Microsoft a mis en place un processus très exigeant de sélection du personnel, comportant des tests d’intelligence et de créativité, ainsi que de multiples interviews conçues pour mettre à l’épreuve les valeurs  et les habiletés intellectuelles des candidats. Tout cela concourt à donner à la nouvelle recrue le sentiment de se joindre à une société dans laquelle les habiletés mentales priment de façon absolue. Une autre valeur importante, et utile pour l’entreprise, encourage tous le personnel à un travail forcené: la semaine de travail de 100 heures est considérée comme une sorte de norme, un badge d’honneur.

  • L’entreprise doit faire preuve de discrétion dans le recrutement de personnel chez ses concurrents et de réserve dans la surenchère pour le talent.
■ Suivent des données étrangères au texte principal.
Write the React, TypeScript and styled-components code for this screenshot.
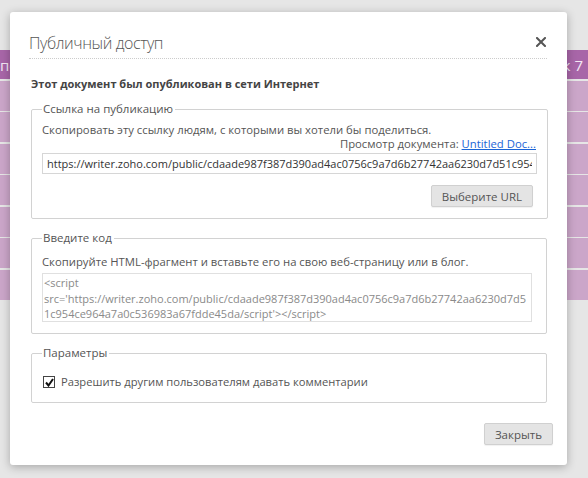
import styled, { createGlobalStyle } from "styled-components";

const GlobalStyle = createGlobalStyle`
  html, body {
    margin: 0;
    padding: 0;
  }
  body {
    font-family: "Open Sans", "Noto Sans", sans-serif;
    background: #e6e6e6;
  }
`;

const Page = styled.div`
  position: relative;
  height: 478px;
  overflow: hidden;
  background: #e6e6e6;
`;

const Sheet = styled.div`
  display: flex;
  flex-direction: column;
  gap: 1.5px;
  padding-top: 50px;
`;

const HeadRow = styled.div`
  display: flex;
  justify-content: space-between;
  align-items: center;
  height: 29px;
  padding-right: 5px;
  background: #a866a8;
  color: #f4e8f4;
  font-size: 15px;
`;

const BodyRow = styled.div`
  height: 30px;
  background: #cba6c9;
`;

const Dialog = styled.div`
  position: absolute;
  left: 10px;
  top: 12px;
  width: 557px;
  padding-bottom: 20px;
  background: #fff;
  border-radius: 3px;
  box-shadow: 0 2px 10px rgba(0, 0, 0, 0.28);
  display: flex;
  flex-direction: column;
  color: #555;
  font-size: 11px;
`;

const Header = styled.div`
  display: flex;
  align-items: flex-start;
  justify-content: space-between;
  margin: 0 20px 0 19px;
  height: 46px;
  border-bottom: 1px dotted #ccc;
`;

const Title = styled.h2`
  margin: 0;
  padding-top: 21px;
  font-size: 16px;
  line-height: 20px;
  font-weight: 300;
  letter-spacing: -0.4px;
  color: #555;
`;

const CloseButton = styled.button`
  display: flex;
  align-items: center;
  justify-content: center;
  border: 0;
  background: none;
  padding: 0;
  margin: 25px 1px 0 0;
  width: 10px;
  height: 10px;
  cursor: pointer;
`;

const Content = styled.div`
  display: flex;
  flex-direction: column;
  padding: 0 20px 0 21px;
`;

const Lead = styled.p`
  margin: 17px 0 10px;
  line-height: 15px;
  font-size: 11px;
  font-weight: 700;
  color: #444;
`;

const Group = styled.fieldset<{ $gap?: number; $top?: number; $bottom?: number }>`
  margin: 0 0 ${(p) => p.$gap ?? 0}px;
  padding: ${(p) => p.$top ?? 6}px 10px ${(p) => p.$bottom ?? 10}px;
  border: 1px solid #d2d2d2;
  border-radius: 2px;
  display: flex;
  flex-direction: column;
  flex-shrink: 0;
`;

const Legend = styled.legend`
  padding: 0 2px 0 1px;
  font-size: 11.5px;
  line-height: 16px;
  color: #555;
`;

const Note = styled.div<{ $right?: boolean }>`
  font-size: 11.3px;
  line-height: 14px;
  text-align: ${(p) => (p.$right ? "right" : "left")};
  padding-right: ${(p) => (p.$right ? "1px" : "0")};
  color: #555;
`;

const Link = styled.a`
  color: #1a64d6;
  text-decoration: underline;
`;

const UrlField = styled.input`
  margin-top: 2px;
  height: 21px;
  box-sizing: border-box;
  width: 495px;
  padding: 0 4px;
  border: 1px solid #d6d6d6;
  font-family: inherit;
  font-size: 11px;
  color: #333;
  outline: none;
`;

const Actions = styled.div`
  display: flex;
  justify-content: flex-end;
  padding-right: 4px;
  margin-top: 11px;
`;

const Button = styled.button`
  height: 22px;
  padding: 0 10px;
  border: 1px solid #d0d0d0;
  border-radius: 2px;
  background: #e4e4e4;
  color: #555;
  font-family: inherit;
  font-size: 11.5px;
  box-shadow: 0 1px 1px rgba(0, 0, 0, 0.06);
  cursor: pointer;
`;

const Snippet = styled.textarea`
  margin-top: 4px;
  width: 490px;
  height: 49px;
  box-sizing: border-box;
  padding: 1px 1px;
  border: 1px solid #e0e0e0;
  font-family: inherit;
  font-size: 11px;
  line-height: 15.5px;
  color: #8a8a8a;
  resize: none;
  overflow: hidden;
  outline: none;
`;

const CheckRow = styled.label`
  display: flex;
  align-items: center;
  gap: 6px;
  padding: 7px 0 2px 1px;
  font-size: 11.2px;
  line-height: 16px;
  color: #555;
`;

const CheckBox = styled.span`
  display: inline-flex;
  align-items: center;
  justify-content: center;
  width: 10px;
  height: 10px;
  border: 1px solid #444;
  background: #fff;
`;

const Footer = styled.div`
  display: flex;
  justify-content: flex-end;
  margin: 20px -6px 0 0;
`;

const url =
  "https://writer.zoho.com/public/cdaade987f387d390ad4ac0756c9a7d6b27742aa6230d7d51c954ce964a7a0c536983a67fdde45da";

export default function App() {
  return (
    <>
      <GlobalStyle />
      <Page>
        <Sheet>
          <HeadRow>
            <span>по</span>
            <span>к 7</span>
          </HeadRow>
          {Array.from({ length: 7 }).map((_, i) => (
            <BodyRow key={i} />
          ))}
        </Sheet>

        <Dialog>
          <Header>
            <Title>Публичный доступ</Title>
            <CloseButton aria-label="Закрыть">
              <svg width="10" height="10" viewBox="0 0 10 10">
                <path
                  d="M1 1 L9 9 M9 1 L1 9"
                  stroke="#555"
                  strokeWidth="2"
                  strokeLinecap="square"
                />
              </svg>
            </CloseButton>
          </Header>

          <Content>
            <Lead>Этот документ был опубликован в сети Интернет</Lead>

            <Group $gap={11} $bottom={11}>
              <Legend>Ссылка на публикацию</Legend>
              <Note>Скопировать эту ссылку людям, с которыми вы хотели бы поделиться.</Note>
              <Note $right>
                Просмотр документа: <Link href="#">Untitled Doc...</Link>
              </Note>
              <UrlField readOnly value={url} />
              <Actions>
                <Button>Выберите URL</Button>
              </Actions>
            </Group>

            <Group $gap={11} $top={9} $bottom={11}>
              <Legend>Введите код</Legend>
              <Note>
                Скопируйте HTML-фрагмент и вставьте его на свою веб-страницу или в блог.
              </Note>
              <Snippet readOnly value={`<script src='${url}/script'></script>`} />
            </Group>

            <Group>
              <Legend>Параметры</Legend>
              <CheckRow>
                <CheckBox>
                  <svg width="9" height="9" viewBox="0 0 9 9">
                    <path d="M1 4.5 L3.5 7.5 L8 1" fill="none" stroke="#111" strokeWidth="2" />
                  </svg>
                </CheckBox>
                Разрешить другим пользователям давать комментарии
              </CheckRow>
            </Group>

            <Footer>
              <Button>Закрыть</Button>
            </Footer>
          </Content>
        </Dialog>
      </Page>
    </>
  );
}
Pour son bénéfice à court terme, elle peut ainsi ouvrir une boite de Pandore dont elle regrettera les effets.
  • Elle peut s’efforcer de localiser physiquement son personnel stratégique de façon à ce qu’il soit moins visible ou accessible aux concurrents. Microsoft a construit à Redwood, une banlieue de Seattle, un splendide campus pour tout son personnel. Ce lieu, éloigné de la Silicon Valley, relativement isolé et très agréable, mélange de campus universitaire et de site de villégiature de haut luxe, devient le point d’attache de son personnel où se mêlent vie sociale et vie professionnelle, loin des regards des concurrents à la recherche du talent de Microsoft.
  • Elle doit se doter d’une politique énergique de protection de sa propriété intellectuelle contre tout-venant.

La mise en place de politiques et de mesures tangibles ou symboliques comme celles-ci pour limiter la mobilité et le pouvoir de négociation de ses ressources stratégiques, et ainsi diminuer la vulnérabilité de l’entreprise, joue un rôle essentiel mais encore mal compris dans la création de valeur économique. Toute entreprise doit s’ajuster sans fausse sentimentalité au contexte dans lequel elle fonctionne, contexte qu’elle n’a, la plupart du temps, ni créé, ni même souhaité.